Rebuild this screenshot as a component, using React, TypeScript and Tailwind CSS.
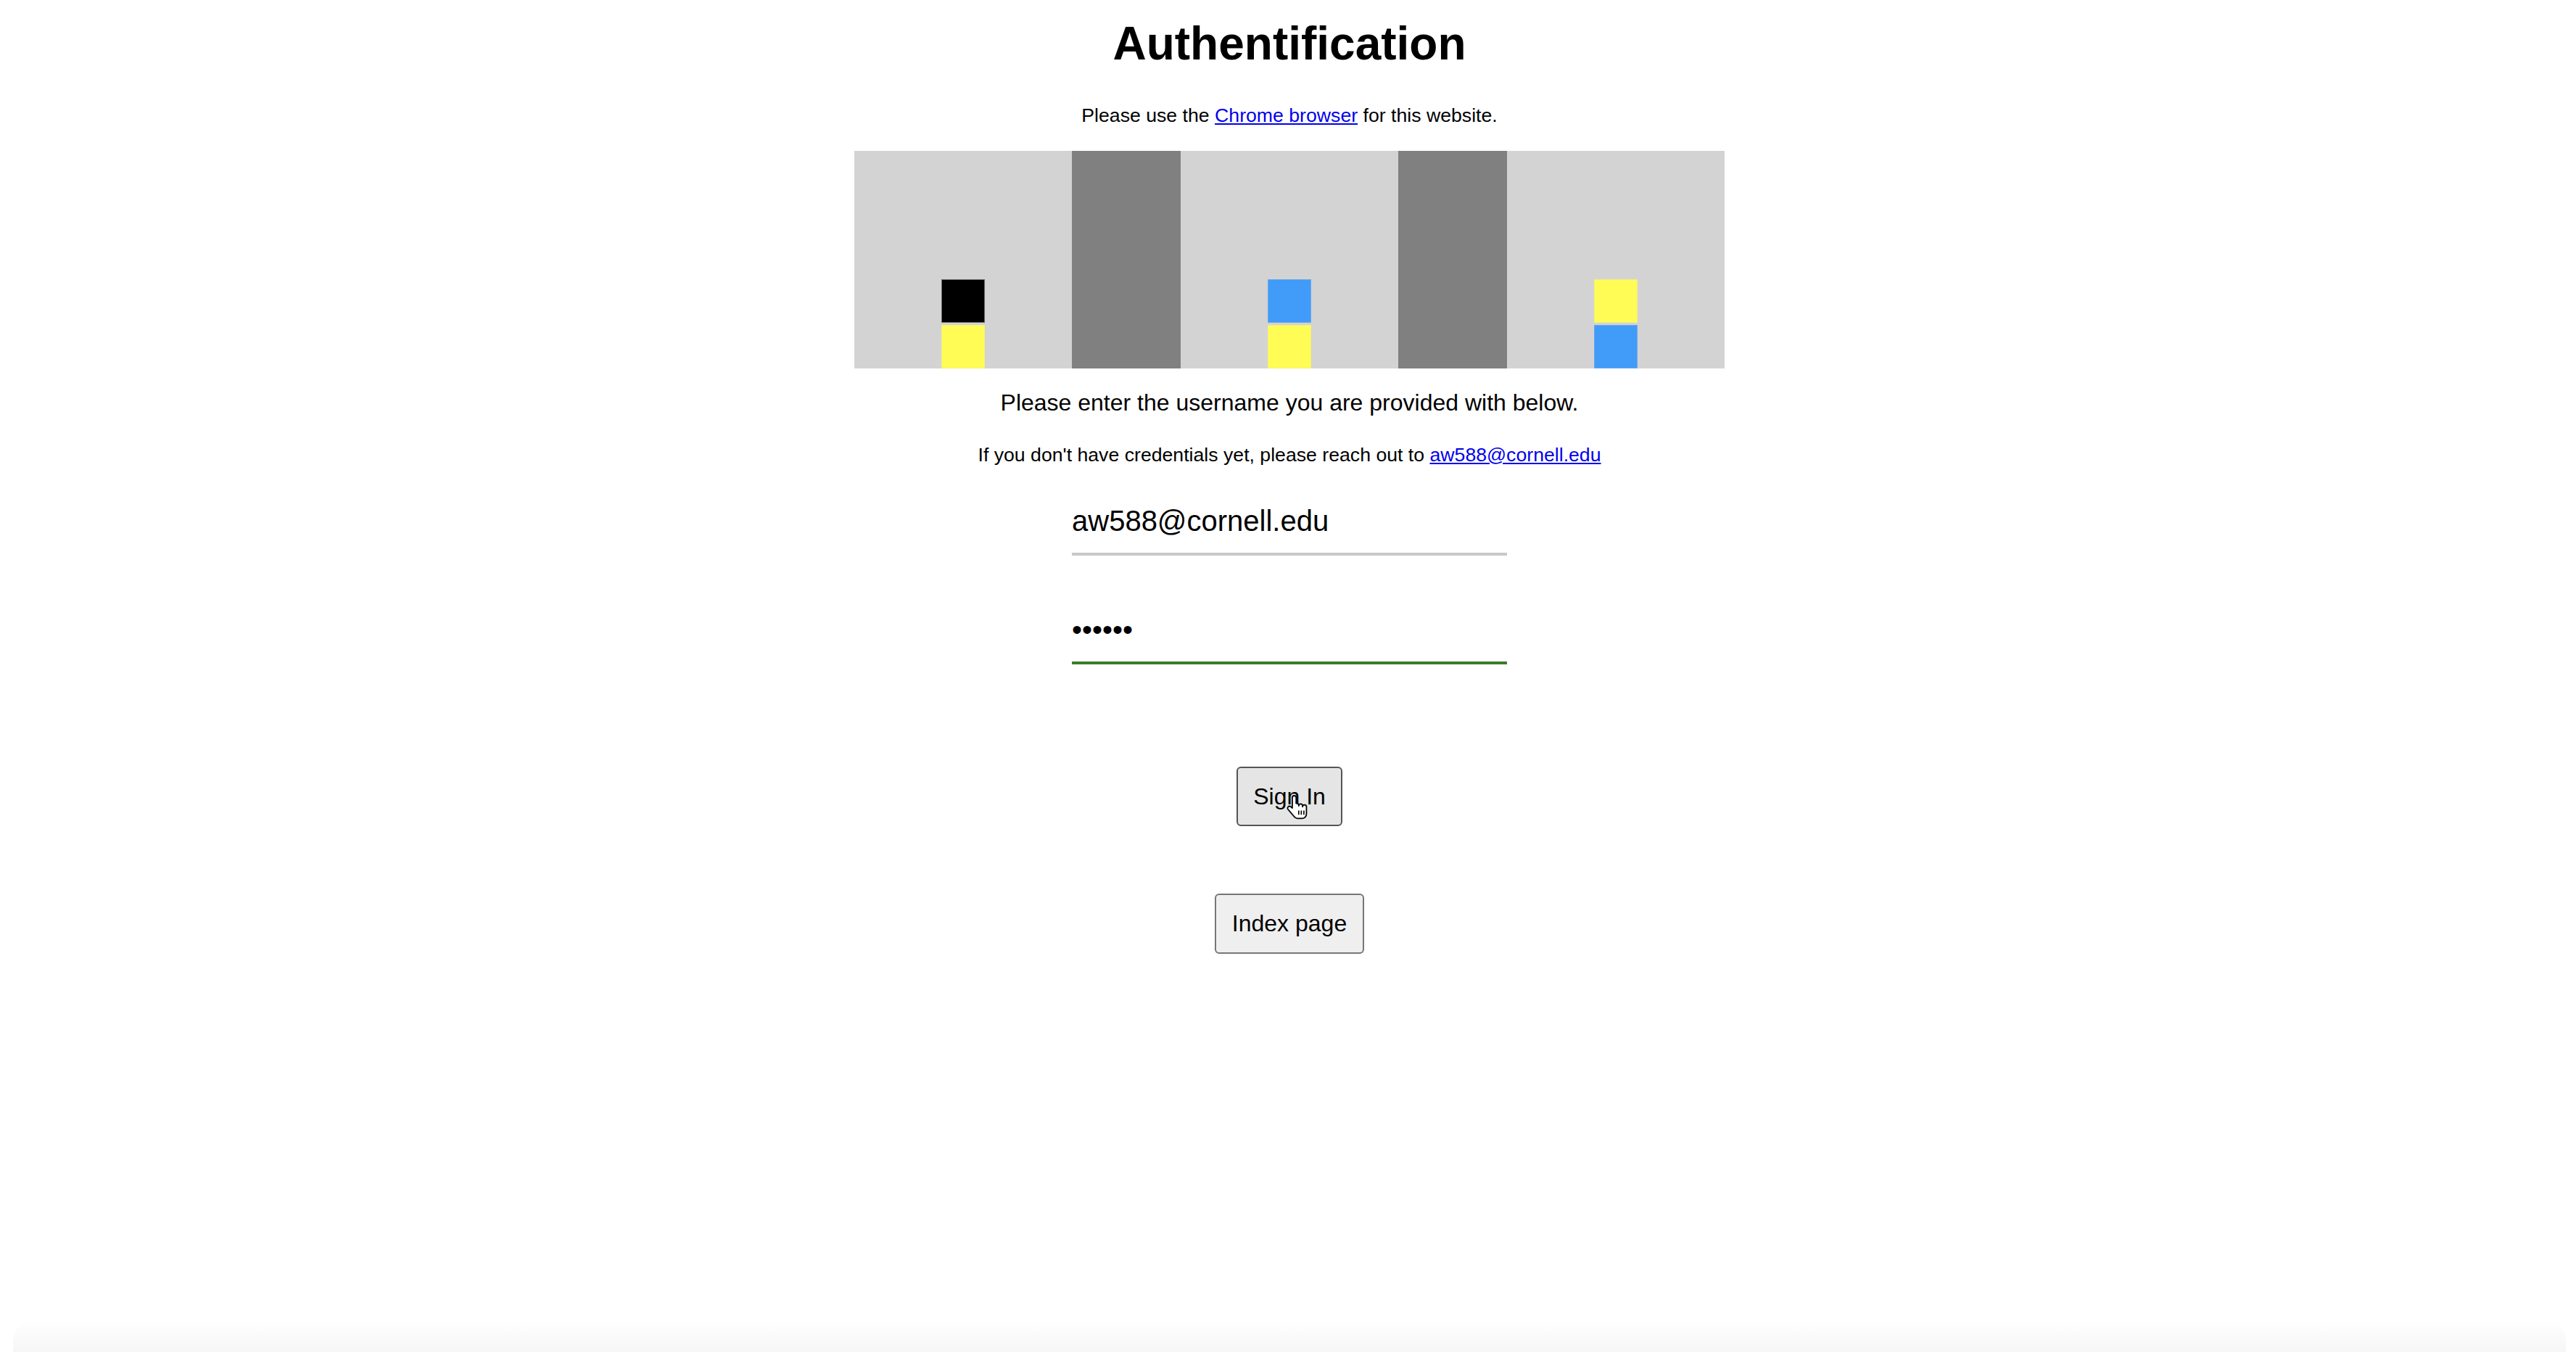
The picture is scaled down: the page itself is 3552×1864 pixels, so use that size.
import { useState } from 'react';

const cell = 'w-[60px] h-[60px]';

function Column({ top, bottom }: { top: string; bottom: string }) {
  return (
    <div className="w-[300px] h-full bg-[#d3d3d3] flex flex-col justify-end items-center gap-[3px]">
      <div className={`${cell} ${top}`} />
      <div className={`${cell} ${bottom}`} />
    </div>
  );
}

function HandCursor() {
  return (
    <svg
      viewBox="0 0 18 20"
      className="absolute left-[66px] top-[36px] w-[32px] h-[36px] pointer-events-none"
    >
      <path
        d="M6.5 1C5.7 1 5 1.7 5 2.5V10.6L4 9.6C3.4 9 2.4 9 1.8 9.6C1.2 10.2 1.2 11.1 1.8 11.7L5.6 16.2C6.6 17.5 7.5 18.6 9 18.6H12.5C14.5 18.6 16 17.1 16 15.1V9.6C16 8.8 15.3 8.1 14.5 8.1C13.7 8.1 13 8.8 13 9.6V8.9C13 8.1 12.3 7.4 11.5 7.4C10.7 7.4 10 8.1 10 8.9V8.4C10 7.6 9.3 6.9 8.5 6.9C8.3 6.9 8.1 6.95 8 7V2.5C8 1.7 7.3 1 6.5 1Z"
        fill="white"
        stroke="black"
        strokeWidth="1"
        strokeLinejoin="round"
      />
      <path d="M10 12.5V15.8M12 12.5V15.8M14 12.5V15.8" stroke="black" strokeWidth="0.9" />
    </svg>
  );
}

export default function App() {
  const [username, setUsername] = useState('aw588@cornell.edu');
  const [password, setPassword] = useState('secret');

  return (
    <div className="h-screen flex flex-col items-center pl-[4px] bg-white text-black font-['Liberation_Sans',Arial,sans-serif]">
      <h1 className="mt-[28px] text-[64px] leading-[64px] font-bold">Authentification</h1>

      <p className="mt-[51px] text-[26.67px] leading-[32px]">
        Please use the{' '}
        <a href="#" className="text-[#0000ee] underline">
          Chrome browser
        </a>{' '}
        for this website.
      </p>

      <div className="mt-[33px] flex w-[1200px] h-[300px]">
        <Column top="bg-black border border-[#666]" bottom="bg-[#fefc55] border border-[#f3ef7a]" />
        <div className="w-[150px] h-full bg-[#808080]" />
        <Column top="bg-[#419bf8] border border-[#6aa9ea]" bottom="bg-[#fefc55] border border-[#f3ef7a]" />
        <div className="w-[150px] h-full bg-[#808080]" />
        <Column top="bg-[#fefc55] border border-[#f3ef7a]" bottom="bg-[#419bf8] border border-[#6aa9ea]" />
      </div>

      <p className="mt-[27px] text-[32px] leading-[40px]">
        Please enter the username you are provided with below.
      </p>

      <p className="mt-[36px] text-[26.67px] leading-[32px]">
        If you don't have credentials yet, please reach out to{' '}
        <a href="#" className="text-[#0000ee] underline">
          aw588@cornell.edu
        </a>
      </p>

      <input
        type="text"
        value={username}
        onChange={(e) => setUsername(e.target.value)}
        className="mt-[31px] w-[600px] h-[92px] border-b-4 border-[#c8c8c8] text-[40px] outline-none bg-transparent"
      />

      <input
        type="password"
        value={password}
        onChange={(e) => setPassword(e.target.value)}
        className="mt-[58px] w-[600px] h-[92px] border-b-4 border-[#3b7d2a] text-[40px] outline-none bg-transparent"
      />

      <button className="relative mt-[141px] h-[82px] px-[21px] text-[32px] leading-[37px] bg-[#e5e5e5] border-2 border-[#555] rounded-[6px]">
        Sign In
        <HandCursor />
      </button>

      <button className="mt-[93px] h-[83px] px-[22px] text-[32px] leading-[37px] bg-[#efefef] border-2 border-[#767676] rounded-[6px]">
        Index page
      </button>

      <div className="mt-auto w-[3520px] h-[44px] rounded-t-[28px] bg-gradient-to-b from-white to-[#f6f6f6]" />
    </div>
  );
}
━━━━━━
:: To do ::
Output exactly the span of lines from the top of the listing through the line holding "const cell = 'w-[60px] h-[60px]';", and leave every picture out.

:: Exercise output ::
Rebuild this screenshot as a component, using React, TypeScript and Tailwind CSS.
The picture is scaled down: the page itself is 3552×1864 pixels, so use that size.
import { useState } from 'react';

const cell = 'w-[60px] h-[60px]';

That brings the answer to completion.